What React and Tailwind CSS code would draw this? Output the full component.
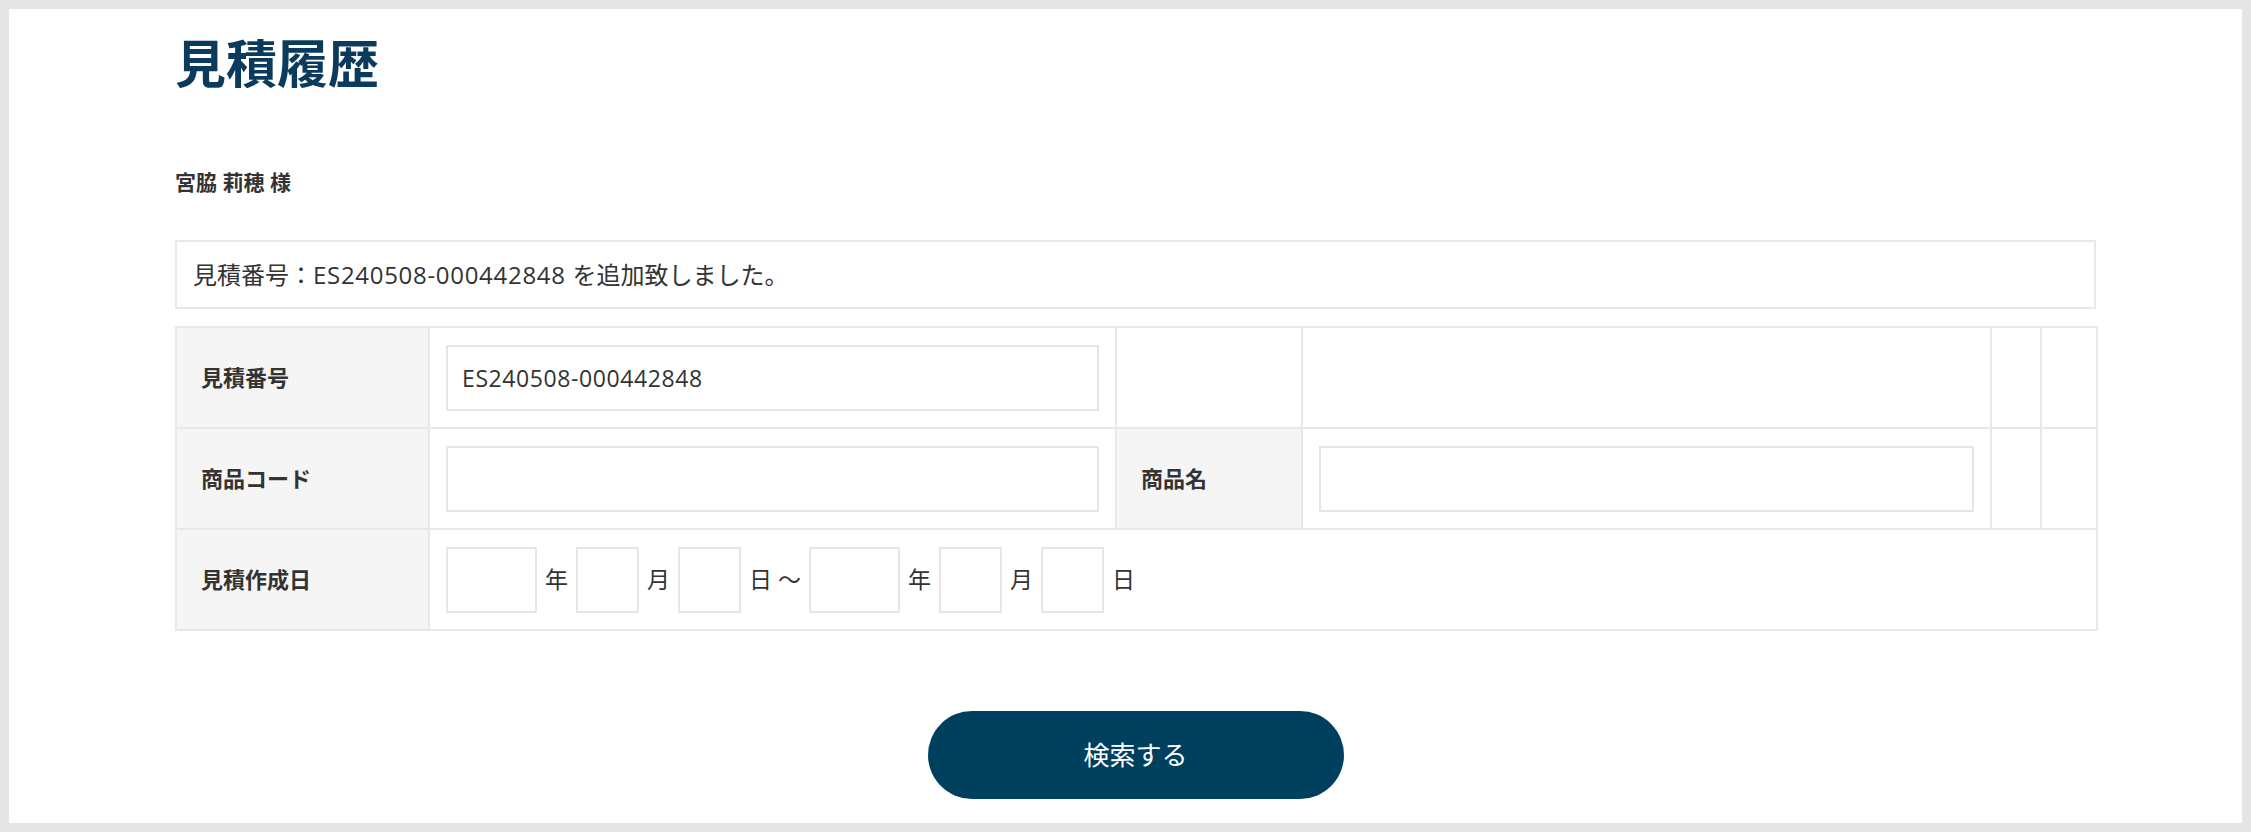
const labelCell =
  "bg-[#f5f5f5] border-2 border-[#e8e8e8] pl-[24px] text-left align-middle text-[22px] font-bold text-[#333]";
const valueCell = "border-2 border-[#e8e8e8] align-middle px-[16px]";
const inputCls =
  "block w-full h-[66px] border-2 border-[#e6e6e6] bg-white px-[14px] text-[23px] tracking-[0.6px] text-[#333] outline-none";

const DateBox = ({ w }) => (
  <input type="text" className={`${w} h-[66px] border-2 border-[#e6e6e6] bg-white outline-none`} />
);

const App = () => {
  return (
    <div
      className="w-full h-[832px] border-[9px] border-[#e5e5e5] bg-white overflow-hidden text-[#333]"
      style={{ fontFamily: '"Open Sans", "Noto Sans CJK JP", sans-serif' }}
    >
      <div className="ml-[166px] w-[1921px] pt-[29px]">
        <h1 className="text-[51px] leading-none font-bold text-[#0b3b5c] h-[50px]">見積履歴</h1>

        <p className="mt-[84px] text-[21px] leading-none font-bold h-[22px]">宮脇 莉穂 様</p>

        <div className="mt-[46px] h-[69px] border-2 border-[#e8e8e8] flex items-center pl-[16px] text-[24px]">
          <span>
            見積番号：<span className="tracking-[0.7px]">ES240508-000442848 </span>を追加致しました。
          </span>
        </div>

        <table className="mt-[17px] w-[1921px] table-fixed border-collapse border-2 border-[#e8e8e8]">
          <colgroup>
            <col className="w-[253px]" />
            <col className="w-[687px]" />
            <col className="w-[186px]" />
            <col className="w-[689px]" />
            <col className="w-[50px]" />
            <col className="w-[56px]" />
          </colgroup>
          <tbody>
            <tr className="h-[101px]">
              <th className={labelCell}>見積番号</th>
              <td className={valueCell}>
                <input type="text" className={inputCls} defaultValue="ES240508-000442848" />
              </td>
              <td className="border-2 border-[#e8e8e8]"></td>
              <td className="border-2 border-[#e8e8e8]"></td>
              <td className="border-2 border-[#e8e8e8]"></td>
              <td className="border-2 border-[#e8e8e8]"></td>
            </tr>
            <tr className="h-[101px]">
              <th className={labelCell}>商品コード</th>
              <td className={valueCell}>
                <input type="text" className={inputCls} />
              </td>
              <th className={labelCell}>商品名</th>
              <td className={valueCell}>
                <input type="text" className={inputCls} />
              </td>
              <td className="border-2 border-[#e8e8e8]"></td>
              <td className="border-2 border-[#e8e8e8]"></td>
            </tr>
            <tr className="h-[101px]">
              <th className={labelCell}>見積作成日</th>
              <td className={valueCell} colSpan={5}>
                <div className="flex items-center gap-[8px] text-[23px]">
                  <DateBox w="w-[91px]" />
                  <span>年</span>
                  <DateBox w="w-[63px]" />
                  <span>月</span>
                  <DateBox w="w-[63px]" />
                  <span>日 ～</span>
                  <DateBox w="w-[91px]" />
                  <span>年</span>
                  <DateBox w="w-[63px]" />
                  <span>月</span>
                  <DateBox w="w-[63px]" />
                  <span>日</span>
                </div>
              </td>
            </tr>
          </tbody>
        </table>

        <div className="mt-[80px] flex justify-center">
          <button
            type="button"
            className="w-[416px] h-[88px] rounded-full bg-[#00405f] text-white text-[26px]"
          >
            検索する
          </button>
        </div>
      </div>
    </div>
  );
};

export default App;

****************

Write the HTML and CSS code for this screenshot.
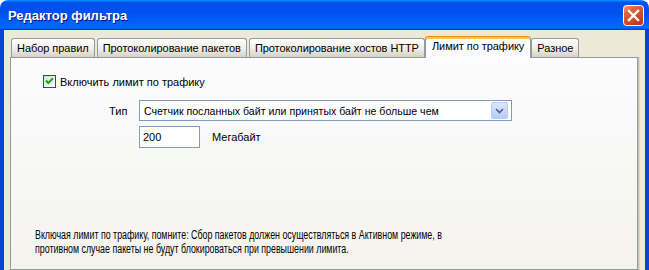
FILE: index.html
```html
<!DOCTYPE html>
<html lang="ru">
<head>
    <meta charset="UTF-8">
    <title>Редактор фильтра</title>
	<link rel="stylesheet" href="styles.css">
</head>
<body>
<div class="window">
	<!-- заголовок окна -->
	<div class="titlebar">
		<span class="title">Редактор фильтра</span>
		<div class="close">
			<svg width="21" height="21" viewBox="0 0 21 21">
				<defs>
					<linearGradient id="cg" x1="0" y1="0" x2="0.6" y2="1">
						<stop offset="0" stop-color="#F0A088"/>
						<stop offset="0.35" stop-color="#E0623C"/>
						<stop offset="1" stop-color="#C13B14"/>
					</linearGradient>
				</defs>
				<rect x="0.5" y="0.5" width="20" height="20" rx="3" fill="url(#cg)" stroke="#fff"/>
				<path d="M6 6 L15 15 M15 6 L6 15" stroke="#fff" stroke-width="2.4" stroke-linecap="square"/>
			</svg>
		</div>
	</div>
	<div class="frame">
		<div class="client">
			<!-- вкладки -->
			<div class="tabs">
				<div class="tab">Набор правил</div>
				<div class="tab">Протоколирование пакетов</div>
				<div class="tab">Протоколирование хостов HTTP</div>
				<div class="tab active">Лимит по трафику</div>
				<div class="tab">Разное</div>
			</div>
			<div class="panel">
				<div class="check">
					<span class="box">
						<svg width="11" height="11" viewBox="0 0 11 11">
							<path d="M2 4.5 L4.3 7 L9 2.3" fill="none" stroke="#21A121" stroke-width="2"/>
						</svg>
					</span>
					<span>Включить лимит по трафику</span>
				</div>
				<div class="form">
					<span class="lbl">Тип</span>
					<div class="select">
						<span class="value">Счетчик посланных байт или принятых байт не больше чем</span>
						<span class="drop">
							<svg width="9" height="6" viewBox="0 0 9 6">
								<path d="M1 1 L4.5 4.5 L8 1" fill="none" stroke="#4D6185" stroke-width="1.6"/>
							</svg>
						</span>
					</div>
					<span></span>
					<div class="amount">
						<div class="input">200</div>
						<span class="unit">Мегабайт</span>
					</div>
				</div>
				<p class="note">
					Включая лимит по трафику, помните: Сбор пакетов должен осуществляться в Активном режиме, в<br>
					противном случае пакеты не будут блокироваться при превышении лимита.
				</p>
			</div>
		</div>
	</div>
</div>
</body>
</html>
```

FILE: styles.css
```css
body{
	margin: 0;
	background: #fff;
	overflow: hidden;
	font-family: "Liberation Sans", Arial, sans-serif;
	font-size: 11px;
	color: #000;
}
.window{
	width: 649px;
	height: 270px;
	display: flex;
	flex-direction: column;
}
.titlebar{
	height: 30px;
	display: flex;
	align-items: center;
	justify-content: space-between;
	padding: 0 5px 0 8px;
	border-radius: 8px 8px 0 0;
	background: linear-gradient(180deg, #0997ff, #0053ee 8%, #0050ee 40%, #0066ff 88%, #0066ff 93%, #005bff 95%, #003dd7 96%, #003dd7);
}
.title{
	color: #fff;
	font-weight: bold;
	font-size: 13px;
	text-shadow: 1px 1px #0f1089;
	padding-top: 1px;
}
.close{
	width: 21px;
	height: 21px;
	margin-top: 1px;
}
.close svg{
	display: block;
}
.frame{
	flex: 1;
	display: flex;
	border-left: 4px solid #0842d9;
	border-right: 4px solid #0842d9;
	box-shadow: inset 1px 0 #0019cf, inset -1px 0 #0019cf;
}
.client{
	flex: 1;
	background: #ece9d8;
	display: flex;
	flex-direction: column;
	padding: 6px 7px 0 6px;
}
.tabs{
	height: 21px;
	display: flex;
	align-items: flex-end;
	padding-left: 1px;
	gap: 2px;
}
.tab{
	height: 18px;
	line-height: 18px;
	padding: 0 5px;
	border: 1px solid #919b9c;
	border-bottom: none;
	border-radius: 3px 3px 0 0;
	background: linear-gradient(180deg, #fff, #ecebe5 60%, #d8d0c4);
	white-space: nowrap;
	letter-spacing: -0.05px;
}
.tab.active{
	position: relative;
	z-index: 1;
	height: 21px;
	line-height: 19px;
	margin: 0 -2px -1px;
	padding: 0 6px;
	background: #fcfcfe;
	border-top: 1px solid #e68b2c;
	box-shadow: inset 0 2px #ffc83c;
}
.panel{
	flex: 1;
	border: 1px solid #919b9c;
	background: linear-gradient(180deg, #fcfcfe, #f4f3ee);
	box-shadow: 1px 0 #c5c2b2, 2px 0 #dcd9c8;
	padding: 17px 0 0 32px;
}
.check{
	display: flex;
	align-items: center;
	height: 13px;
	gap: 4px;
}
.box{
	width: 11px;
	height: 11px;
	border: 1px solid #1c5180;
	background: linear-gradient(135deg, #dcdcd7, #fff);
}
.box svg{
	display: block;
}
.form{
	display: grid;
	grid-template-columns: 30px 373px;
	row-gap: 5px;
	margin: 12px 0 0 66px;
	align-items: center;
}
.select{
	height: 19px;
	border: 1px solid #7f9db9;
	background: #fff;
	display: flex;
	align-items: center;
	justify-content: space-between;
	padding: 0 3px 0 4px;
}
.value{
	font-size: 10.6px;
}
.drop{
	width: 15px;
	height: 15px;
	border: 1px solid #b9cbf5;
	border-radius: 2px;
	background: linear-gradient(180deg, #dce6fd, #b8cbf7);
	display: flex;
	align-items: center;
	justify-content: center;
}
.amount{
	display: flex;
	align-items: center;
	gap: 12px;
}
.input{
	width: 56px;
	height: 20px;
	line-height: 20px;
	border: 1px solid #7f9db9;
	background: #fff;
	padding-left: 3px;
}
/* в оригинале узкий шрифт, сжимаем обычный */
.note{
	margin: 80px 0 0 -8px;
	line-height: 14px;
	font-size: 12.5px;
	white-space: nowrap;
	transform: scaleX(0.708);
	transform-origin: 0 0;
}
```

****************

Begin with the line that contains "What React and" and end with the line that contains "text-[21px] leading-none font-bold"; write out both and all lines between exactly, but no pictures.

• **THE OUTPUT**
What React and Tailwind CSS code would draw this? Output the full component.
const labelCell =
  "bg-[#f5f5f5] border-2 border-[#e8e8e8] pl-[24px] text-left align-middle text-[22px] font-bold text-[#333]";
const valueCell = "border-2 border-[#e8e8e8] align-middle px-[16px]";
const inputCls =
  "block w-full h-[66px] border-2 border-[#e6e6e6] bg-white px-[14px] text-[23px] tracking-[0.6px] text-[#333] outline-none";

const DateBox = ({ w }) => (
  <input type="text" className={`${w} h-[66px] border-2 border-[#e6e6e6] bg-white outline-none`} />
);

const App = () => {
  return (
    <div
      className="w-full h-[832px] border-[9px] border-[#e5e5e5] bg-white overflow-hidden text-[#333]"
      style={{ fontFamily: '"Open Sans", "Noto Sans CJK JP", sans-serif' }}
    >
      <div className="ml-[166px] w-[1921px] pt-[29px]">
        <h1 className="text-[51px] leading-none font-bold text-[#0b3b5c] h-[50px]">見積履歴</h1>

        <p className="mt-[84px] text-[21px] leading-none font-bold h-[22px]">宮脇 莉穂 様</p>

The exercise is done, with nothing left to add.